*Exercise*: From the entries below, copy every line where the string "components" appears.

*Source records*:
>>>>>

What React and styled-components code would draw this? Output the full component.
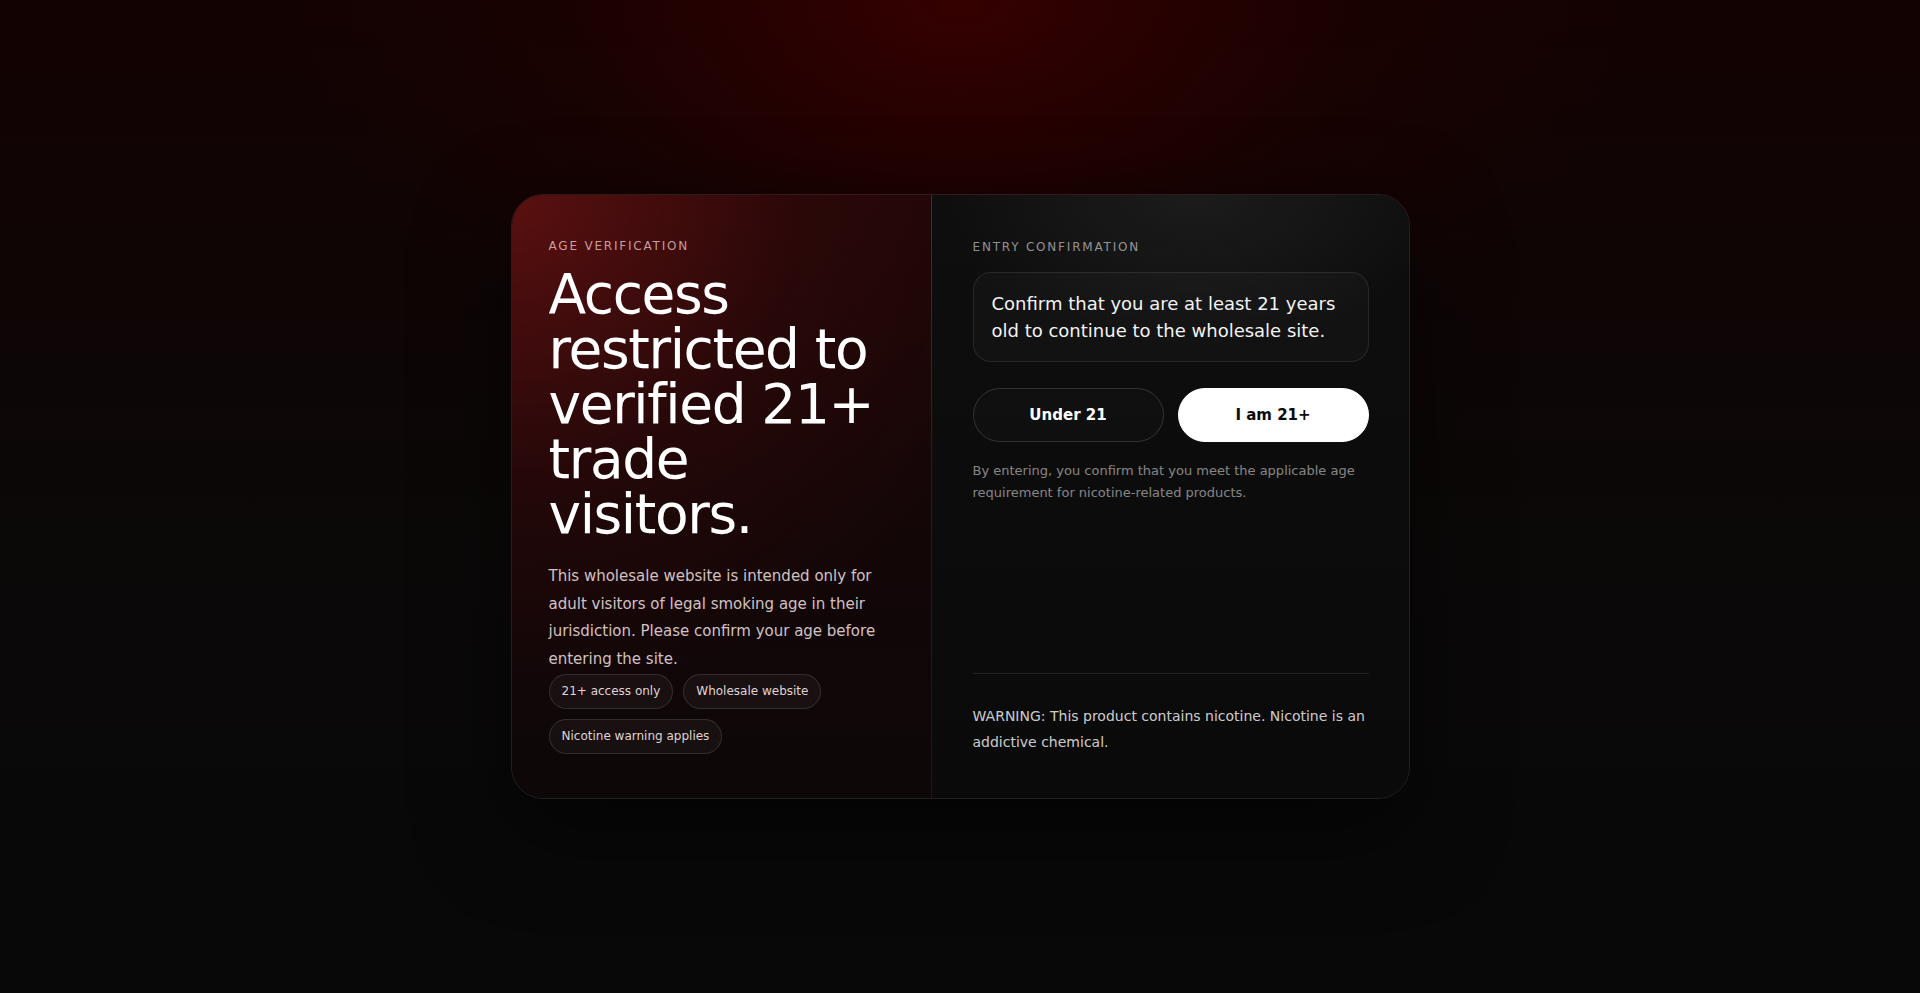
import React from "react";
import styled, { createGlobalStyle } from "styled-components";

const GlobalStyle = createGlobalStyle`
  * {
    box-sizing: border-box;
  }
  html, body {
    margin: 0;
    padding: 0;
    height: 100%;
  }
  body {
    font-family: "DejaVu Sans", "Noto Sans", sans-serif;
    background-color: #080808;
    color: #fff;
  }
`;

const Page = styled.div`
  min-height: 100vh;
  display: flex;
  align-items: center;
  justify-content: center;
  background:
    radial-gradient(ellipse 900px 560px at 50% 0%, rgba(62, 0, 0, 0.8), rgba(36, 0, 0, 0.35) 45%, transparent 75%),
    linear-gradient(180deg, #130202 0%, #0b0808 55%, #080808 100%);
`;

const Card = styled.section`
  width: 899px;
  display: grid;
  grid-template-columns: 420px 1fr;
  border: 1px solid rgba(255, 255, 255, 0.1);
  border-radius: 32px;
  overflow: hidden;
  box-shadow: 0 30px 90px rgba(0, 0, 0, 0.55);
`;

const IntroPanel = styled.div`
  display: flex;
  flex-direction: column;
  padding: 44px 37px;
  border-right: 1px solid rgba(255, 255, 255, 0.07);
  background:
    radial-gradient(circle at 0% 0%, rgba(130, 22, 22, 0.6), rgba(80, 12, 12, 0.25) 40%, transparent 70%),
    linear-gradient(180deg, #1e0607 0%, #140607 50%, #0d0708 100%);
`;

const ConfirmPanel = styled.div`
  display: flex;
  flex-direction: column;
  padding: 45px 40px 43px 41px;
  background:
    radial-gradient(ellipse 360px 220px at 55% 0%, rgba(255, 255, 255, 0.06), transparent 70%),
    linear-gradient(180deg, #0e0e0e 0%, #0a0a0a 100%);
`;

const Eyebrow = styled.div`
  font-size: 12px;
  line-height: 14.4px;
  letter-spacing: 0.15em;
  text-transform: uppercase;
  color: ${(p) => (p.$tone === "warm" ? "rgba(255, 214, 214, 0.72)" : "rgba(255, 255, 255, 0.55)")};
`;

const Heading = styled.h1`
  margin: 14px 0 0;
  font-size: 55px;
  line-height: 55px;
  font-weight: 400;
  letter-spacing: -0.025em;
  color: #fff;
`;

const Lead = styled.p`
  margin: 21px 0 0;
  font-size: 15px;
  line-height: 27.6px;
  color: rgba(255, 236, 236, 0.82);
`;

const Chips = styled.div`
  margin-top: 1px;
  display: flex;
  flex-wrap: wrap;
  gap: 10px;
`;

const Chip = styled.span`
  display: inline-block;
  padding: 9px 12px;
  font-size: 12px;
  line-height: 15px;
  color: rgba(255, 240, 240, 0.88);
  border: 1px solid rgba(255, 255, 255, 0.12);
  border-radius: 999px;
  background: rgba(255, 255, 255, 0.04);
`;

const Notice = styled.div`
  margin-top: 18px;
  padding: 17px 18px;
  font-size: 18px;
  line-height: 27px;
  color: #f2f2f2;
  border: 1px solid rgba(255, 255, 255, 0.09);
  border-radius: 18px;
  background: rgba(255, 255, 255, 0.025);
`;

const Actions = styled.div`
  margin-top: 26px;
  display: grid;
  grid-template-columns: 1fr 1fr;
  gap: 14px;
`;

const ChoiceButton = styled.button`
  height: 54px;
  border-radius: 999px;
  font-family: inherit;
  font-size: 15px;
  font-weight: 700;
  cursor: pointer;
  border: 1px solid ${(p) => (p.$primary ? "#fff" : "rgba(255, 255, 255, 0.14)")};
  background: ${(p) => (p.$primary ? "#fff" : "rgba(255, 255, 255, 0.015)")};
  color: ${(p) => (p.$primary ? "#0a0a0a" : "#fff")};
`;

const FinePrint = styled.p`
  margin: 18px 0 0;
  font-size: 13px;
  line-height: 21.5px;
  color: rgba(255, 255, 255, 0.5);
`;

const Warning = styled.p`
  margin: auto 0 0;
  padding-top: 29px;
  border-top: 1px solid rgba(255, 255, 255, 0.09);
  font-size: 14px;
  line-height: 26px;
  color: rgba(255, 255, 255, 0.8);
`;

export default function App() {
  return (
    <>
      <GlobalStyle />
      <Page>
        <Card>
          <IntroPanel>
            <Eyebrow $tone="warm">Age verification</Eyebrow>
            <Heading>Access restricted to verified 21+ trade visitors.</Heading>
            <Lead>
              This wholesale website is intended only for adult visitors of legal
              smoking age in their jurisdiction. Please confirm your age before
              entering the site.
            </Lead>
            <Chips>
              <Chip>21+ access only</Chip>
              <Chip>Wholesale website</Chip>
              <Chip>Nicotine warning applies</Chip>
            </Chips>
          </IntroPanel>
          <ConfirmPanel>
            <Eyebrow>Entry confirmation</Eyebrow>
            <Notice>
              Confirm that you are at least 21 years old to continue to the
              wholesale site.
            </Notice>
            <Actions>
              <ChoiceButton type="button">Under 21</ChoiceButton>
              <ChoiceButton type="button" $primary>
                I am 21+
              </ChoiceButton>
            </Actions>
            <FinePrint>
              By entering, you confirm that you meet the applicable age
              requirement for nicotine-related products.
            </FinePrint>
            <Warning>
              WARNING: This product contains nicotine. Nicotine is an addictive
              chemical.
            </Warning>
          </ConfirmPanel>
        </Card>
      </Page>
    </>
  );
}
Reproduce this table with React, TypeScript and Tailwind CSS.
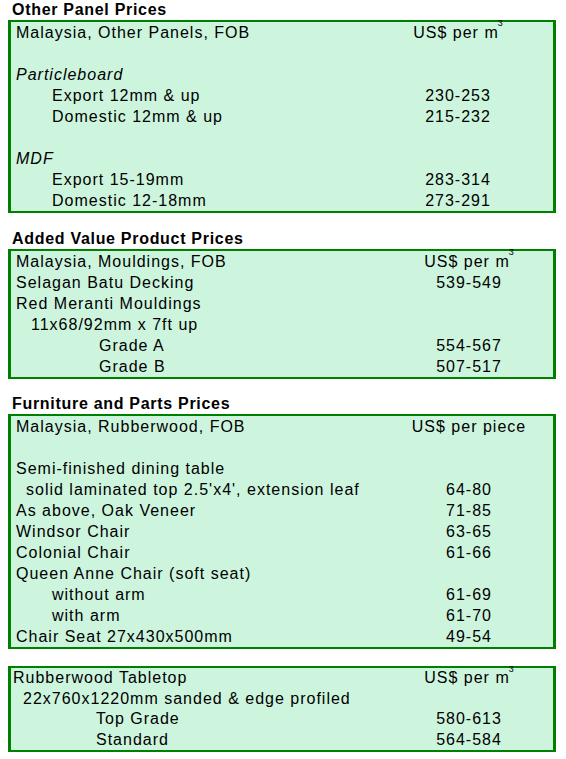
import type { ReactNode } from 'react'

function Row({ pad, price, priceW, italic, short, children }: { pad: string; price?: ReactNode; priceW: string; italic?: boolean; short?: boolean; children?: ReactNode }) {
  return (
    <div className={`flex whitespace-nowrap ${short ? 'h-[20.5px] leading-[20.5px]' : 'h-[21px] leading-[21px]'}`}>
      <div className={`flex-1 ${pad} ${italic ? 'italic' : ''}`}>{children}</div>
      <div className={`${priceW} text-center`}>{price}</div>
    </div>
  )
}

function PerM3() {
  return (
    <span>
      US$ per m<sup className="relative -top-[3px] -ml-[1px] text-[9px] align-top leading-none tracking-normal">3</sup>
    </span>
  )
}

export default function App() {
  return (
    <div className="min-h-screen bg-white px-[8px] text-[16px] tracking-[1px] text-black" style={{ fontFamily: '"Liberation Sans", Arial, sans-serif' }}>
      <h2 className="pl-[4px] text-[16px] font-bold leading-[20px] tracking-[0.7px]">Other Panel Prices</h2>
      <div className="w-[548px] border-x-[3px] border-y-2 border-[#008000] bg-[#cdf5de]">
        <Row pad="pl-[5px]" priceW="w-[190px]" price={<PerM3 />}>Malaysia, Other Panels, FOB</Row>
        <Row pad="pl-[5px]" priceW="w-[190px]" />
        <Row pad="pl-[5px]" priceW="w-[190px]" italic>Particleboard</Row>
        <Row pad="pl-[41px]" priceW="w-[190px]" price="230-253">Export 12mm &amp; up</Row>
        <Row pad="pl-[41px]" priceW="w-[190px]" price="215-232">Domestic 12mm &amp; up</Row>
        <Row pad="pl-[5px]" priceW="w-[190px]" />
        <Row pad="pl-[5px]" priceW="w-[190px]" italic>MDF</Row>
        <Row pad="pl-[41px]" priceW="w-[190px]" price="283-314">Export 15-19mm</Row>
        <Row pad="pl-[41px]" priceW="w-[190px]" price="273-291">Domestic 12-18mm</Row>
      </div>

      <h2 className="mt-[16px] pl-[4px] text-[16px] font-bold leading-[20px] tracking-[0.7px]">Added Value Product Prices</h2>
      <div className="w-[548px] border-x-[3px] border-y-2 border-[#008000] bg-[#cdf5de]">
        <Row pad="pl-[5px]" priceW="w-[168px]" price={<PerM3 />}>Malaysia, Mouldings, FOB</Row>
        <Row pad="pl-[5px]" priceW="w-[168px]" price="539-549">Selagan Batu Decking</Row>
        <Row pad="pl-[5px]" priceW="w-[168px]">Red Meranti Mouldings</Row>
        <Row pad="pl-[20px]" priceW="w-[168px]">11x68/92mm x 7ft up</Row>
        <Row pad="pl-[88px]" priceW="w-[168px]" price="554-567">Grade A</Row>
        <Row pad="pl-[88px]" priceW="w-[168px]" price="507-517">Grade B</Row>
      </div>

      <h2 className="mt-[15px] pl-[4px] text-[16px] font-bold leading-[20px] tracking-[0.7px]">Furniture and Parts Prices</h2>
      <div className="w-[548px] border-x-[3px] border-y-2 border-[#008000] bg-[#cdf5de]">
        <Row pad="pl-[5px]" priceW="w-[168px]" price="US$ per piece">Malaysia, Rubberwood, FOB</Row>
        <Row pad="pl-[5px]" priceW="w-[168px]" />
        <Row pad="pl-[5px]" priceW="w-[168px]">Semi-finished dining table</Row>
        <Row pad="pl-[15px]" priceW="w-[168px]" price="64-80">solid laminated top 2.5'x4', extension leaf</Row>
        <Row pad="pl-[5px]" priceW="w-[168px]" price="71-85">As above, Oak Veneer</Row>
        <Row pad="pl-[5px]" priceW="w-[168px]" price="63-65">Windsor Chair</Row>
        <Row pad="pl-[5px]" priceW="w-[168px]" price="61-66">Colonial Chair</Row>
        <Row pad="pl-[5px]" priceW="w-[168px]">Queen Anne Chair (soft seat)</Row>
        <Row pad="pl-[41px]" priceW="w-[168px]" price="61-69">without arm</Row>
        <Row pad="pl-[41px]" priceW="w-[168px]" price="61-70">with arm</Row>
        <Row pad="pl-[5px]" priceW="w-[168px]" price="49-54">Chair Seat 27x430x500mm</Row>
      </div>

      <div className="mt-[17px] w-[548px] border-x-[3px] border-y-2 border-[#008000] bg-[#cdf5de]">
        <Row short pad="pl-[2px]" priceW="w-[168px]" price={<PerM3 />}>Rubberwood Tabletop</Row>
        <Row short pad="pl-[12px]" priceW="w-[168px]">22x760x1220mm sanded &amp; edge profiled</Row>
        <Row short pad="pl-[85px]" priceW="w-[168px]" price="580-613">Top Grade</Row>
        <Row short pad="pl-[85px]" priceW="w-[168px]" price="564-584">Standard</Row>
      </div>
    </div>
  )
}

<<<<<

*Finished task*:
What React and styled-components code would draw this? Output the full component.
import styled, { createGlobalStyle } from "styled-components";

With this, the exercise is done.